Learning expectations for the final
- Be able to find parameterizations of basic curves such as line segments, and circles.
- Be able to find a parameterization of a curve given as the intersection of two surfaces.
- Be able to find the intersection (if it exists) of two parameterized curves.
- Be able to take the derivative of a vector valued function and have facility with the product rules and the chain rule. Use properties of cross and dot product to simplify expressions involving derivatives
- Be able to find the tangent lines to a curve at a point. Be able to solve more involved problems involving tangent lines (e.g. "at what point on the curve is the tangent line normal to the plane...").
- Be able to compute the arc length of a curve.
- Be able to reparemeterize a curve by arclength.
- Know the conceptual definition of curvature and be able to compute curvature from a parameterization.
- Know the conceptual definition of curvature as well as both computationally useful formulas.

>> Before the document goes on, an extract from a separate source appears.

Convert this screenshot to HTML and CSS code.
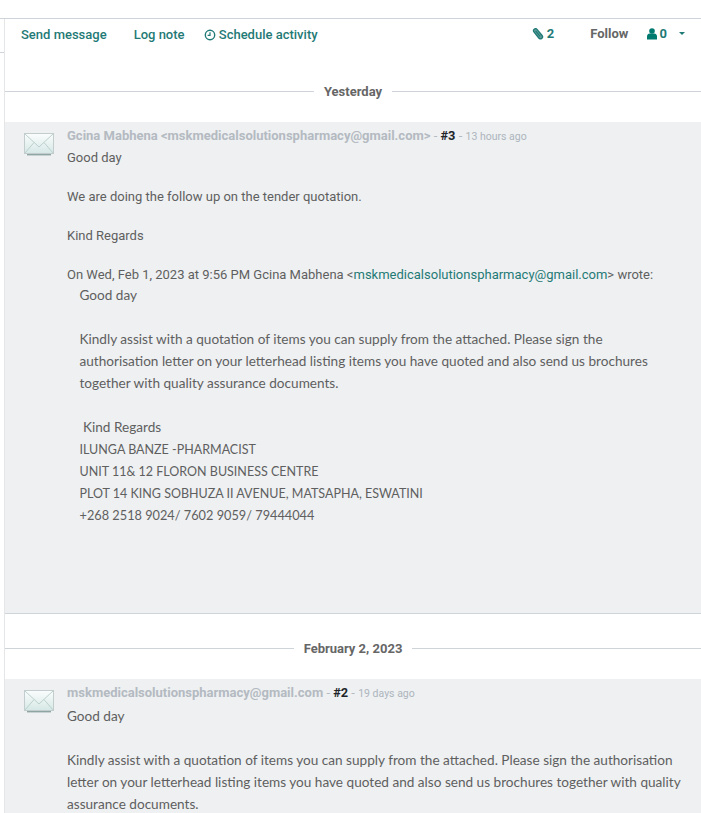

- Know the definition of torsion and its meaning.
- Be able to compute the osculating plane and osculating circle to a curve.
- Know Newton's law of motion and be able to determine the motion of a particle under the influence of a force in simple cases. In particular, you should know the cases we did in class and in the book (thrown baseball, skier on a hill).
- Know the tangential and normal components of acceration.
- Be able to state Kepler's three laws.
- Know the proof of the conservation of angular momentum (done in class for planetary motion), well enough to derive conservation laws in similar circumstances.
- Be able to draw a plot of a simple vector field.
- Know the definition of conservative vector field well enough to work with it in simple cases.
- Be able to determine if a vector field F(x,y) is conservative, and if so be able to find a potential function f(x,y).
- Know well the logical relationships between the properties
- F(x,y) = P(x,y)i +Q(x,y)j is conservative
- F(x,y) = P(x,y)i +Q(x,y)j satisfies the path independence property
- F(x,y) = P(x,y)i +Q(x,y)j integrates to zero over all loops
- P_{y}(x,y)=Q_{x}(x,y)
- P_{y}(x,y)=Q_{x}(x,y) and the domain is simply connected
- Know Green's theorem.
- Be able to use Green's theorem to compute area in terms of a line integral.
- Be able to use Green's theorem to compute line integrals: primarily around closed loops, but also possibly for non-closed curves (where you must add a curve or curves to make a loop).
- Apply Green's theorem to domains with both interior and exterior boundaries.
- Know the definitions of divergence and curl and their basic properties.
- Be able to derive various product formulas for divergence, gradient, and curl.
- Be able to find parameterizations of surfaces, including surfaces contained in a plane and parts of spheres.
- Know and understand the standard parameterization of the sphere
- Use a surface integral to compute surface area of a parameterized surface.
- Be able to compute the integral of a function over a surfaces.
- Be able to compute the integral of a function over a surface using a parameterization of a surface.
- Be able to check whether or not a parameterization of a surface is compatible with a given orientation of the surface.
- Be able to find the boundary of a surface, and figure out its induced orientation.
- Be able to compute the flux of a vector field through an oriented surface using a parameterization of the surface (including getting the orientation right!).
- Be able to compute a flux integral without using a parameterization in the special situations where the relationship between the vector field and the normal vector can be determined without a parameterization.
- Know Stoke's theorem and use it to compute work integrals around loops.
- Be able to use the divergence theorem to compute flux through a closed surface.
- Be able to apply the divergence theorem to solid regions with cavities
- Be able to complete a non-closed surface into a closed surface by adding a surface. Do this to evauate a difficult flux integral involving a complicated vector field whose divergence is simple.
- Be familiar with the vector field F(x,y,z) =r^{ -3} r where r = xi+yj+zk and r=|r|. This field has divergence 0, but is not defined at the origin. Moreover, the flux of this vector field through a sphere centered at the origin (and any radius), oriented outward, is 4 π . We used this and the divergence theorem to study the flux of F through any closed surface.